In der Frage der Kippgefahr der Zwölf-Tonnen-Gespanne sind seiner Ansicht nach die Themen Maße und Beladung entscheidend. "Hochgekuppelte Einheitsanhänger sind generell empfindlicher – wir haben deswegen fast durchweg tiefgekuppelte Anhänger im Einsatz, die fahrstabiler sind", sagt er. Auch die Maximalmaße der Mini-Jumbos werden in der Rüdinger-Flotte nicht ausgereizt. "Je höher und länger der Anhänger, desto größer das Risiko." Wichtig sei auch die Lastverteilung: Eine hecklastige Beladung sei immer gefährlicher, wie auch das Beispiel vieler umstürzender Wohnanhänger auf den Autobahnen zeige.

Zulasssungszahlen rückläufig

Die Fahrer der Nutzfahrzeuggespanne seien dagegen aber erfahren – einen weiterer Akzent in der Ausbildung lehnt Rüdinger daher ab. Zudem, so sagt der Unternehmer aus dem Hohenlohekreis, löst sich das Problem von allein, die Zulassungszahlen seien ja seit der Mautpflicht auf dem Rückmarsch.
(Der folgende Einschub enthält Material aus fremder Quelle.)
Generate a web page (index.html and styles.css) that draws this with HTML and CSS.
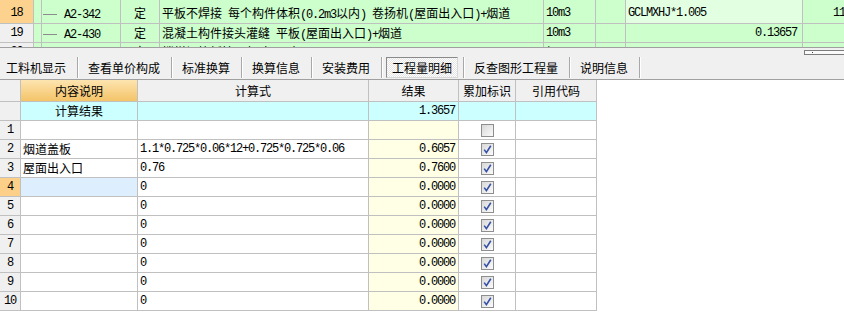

Das war bis letzten Oktober anders. Bis dahin war der Einsatz von Zwölf-Tonnen-Gespannen von der Mautpflicht befreit. Das ist zwar nicht mehr der Fall, aber die Tatsache, dass sie mit der alten Führerscheinklasse 3 (neu: C1E) gefahren werden dürfen, macht sie in Zeiten des Fahrermangels weiter attraktiv, sagt Brockmann.
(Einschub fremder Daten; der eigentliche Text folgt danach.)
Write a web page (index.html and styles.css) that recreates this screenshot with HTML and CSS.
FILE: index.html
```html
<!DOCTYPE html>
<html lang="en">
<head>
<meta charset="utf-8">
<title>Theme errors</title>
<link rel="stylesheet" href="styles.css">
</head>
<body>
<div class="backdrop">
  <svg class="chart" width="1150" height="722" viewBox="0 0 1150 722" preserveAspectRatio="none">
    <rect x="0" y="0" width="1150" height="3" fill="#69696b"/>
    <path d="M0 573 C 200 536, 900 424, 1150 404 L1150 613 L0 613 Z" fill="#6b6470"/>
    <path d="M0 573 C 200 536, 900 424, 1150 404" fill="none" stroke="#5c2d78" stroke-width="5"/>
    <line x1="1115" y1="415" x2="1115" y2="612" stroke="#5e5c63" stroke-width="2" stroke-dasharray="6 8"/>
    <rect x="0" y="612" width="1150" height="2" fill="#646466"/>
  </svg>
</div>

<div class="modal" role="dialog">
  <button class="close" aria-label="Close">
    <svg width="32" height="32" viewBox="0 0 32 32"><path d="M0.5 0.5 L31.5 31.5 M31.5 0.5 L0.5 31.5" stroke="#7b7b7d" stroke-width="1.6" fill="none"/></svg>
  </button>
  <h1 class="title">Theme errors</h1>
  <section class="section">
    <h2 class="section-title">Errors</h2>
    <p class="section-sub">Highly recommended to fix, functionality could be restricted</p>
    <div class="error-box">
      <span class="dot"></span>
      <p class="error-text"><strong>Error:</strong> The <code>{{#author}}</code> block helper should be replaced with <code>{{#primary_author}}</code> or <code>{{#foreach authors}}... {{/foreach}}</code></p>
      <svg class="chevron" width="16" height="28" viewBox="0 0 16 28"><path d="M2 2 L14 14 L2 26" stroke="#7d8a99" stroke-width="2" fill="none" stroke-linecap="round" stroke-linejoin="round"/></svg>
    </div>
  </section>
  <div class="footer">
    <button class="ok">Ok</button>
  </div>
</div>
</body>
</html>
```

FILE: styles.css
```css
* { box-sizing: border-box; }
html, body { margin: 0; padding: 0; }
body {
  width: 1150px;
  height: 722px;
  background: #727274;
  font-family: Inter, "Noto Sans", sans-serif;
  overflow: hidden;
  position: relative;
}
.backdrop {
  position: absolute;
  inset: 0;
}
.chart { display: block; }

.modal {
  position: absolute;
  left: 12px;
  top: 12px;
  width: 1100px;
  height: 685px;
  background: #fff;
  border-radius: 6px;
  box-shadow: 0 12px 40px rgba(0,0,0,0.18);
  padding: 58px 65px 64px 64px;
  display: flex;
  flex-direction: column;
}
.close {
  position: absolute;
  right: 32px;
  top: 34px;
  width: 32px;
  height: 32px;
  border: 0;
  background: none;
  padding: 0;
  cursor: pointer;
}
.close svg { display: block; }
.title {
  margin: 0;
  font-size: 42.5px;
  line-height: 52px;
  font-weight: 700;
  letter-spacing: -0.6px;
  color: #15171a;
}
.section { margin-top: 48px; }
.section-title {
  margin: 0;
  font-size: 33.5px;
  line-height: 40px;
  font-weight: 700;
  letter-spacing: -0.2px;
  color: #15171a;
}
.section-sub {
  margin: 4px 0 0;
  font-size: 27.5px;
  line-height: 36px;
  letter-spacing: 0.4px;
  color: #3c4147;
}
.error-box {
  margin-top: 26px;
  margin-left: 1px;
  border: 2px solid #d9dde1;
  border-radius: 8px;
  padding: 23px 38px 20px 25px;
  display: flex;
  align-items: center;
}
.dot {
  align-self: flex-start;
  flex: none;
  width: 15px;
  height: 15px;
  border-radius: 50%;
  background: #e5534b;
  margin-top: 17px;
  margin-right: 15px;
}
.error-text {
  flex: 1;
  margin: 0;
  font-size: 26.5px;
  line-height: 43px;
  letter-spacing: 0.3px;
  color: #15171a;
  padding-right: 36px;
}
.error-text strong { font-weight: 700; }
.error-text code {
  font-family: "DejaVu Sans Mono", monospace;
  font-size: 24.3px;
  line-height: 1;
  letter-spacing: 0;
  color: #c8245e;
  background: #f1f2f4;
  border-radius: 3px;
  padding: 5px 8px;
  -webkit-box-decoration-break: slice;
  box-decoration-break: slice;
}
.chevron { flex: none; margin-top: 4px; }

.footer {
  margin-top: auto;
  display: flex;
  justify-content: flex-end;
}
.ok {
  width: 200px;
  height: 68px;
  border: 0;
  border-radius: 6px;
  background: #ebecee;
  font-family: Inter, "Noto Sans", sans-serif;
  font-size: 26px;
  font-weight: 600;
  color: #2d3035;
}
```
Was schwer wiegt, ist aber die Unfallgefahr. "Die Kombination aus geringem Gewicht und großer seitlicher Windangriffsfläche ist der Grund für zahlreiche Lkw-Unfälle", sagt Brockmann. Anders dagegen der 40-Tonner. Voll beladen kippt da nichts. "Der Fahrer hat zwar bei einer Orkanbö auch seine liebe Mühe beim Lenken, aber es kippt nichts", sagt Brockmann mit Verweis auf die Simulationsversuche mit einem  40-Tonner-Modell.

Wind mit 140 km/h

Währenddessen haben die Feuerwehrleute damit begonnen, die drei Entrauchungsanlagen mit den Namen Big Tempest abzubauen. Die feuerroten Geräte hatten mit einer durchschnittlichen Geschwindigkeit von 140 km/h ordentlich Luft geblasen und den Seitenwind simuliert, der den schon in die Jahre gekommen Hänger umblasen sollte.
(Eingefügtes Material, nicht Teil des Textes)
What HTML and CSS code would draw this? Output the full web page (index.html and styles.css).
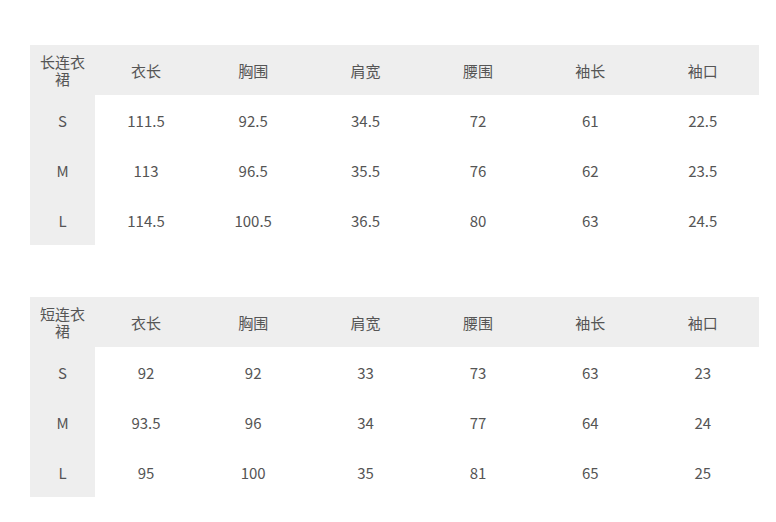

Für Unfallforscher Brockmann ist der Realversuch zwar anders ausgegangen als erwartet. "Aber das beweist, dass die Fahrzeuge ansonsten sehr kippstabil sind." Der Versuch zeige zumindest, "dass ein stehender Anhänger nicht umkippt – jedenfalls nicht bei den Stürmen, die wir in Deutschland haben", diktiert er einer Journalistin in den Block. Dass es, vor allem während der Fahrt, auch anders kommen kann, zeigen die Simulationsversuche und die im Internet zu findenden Bilder von Unfallfahrzeugen.

Interview mit Siegfried Brockmann, Leiter Unfallforschung der Versicherer (UDV):

Bei der Simulationsreihe der UDV sind die Anhänger bereits ab 55km/h zum Kippen gekommen. Bei Ihrem Live-Versuch hielt der Anhänger mindestens 140 km/h Stand. Wie erklären Sie sich das?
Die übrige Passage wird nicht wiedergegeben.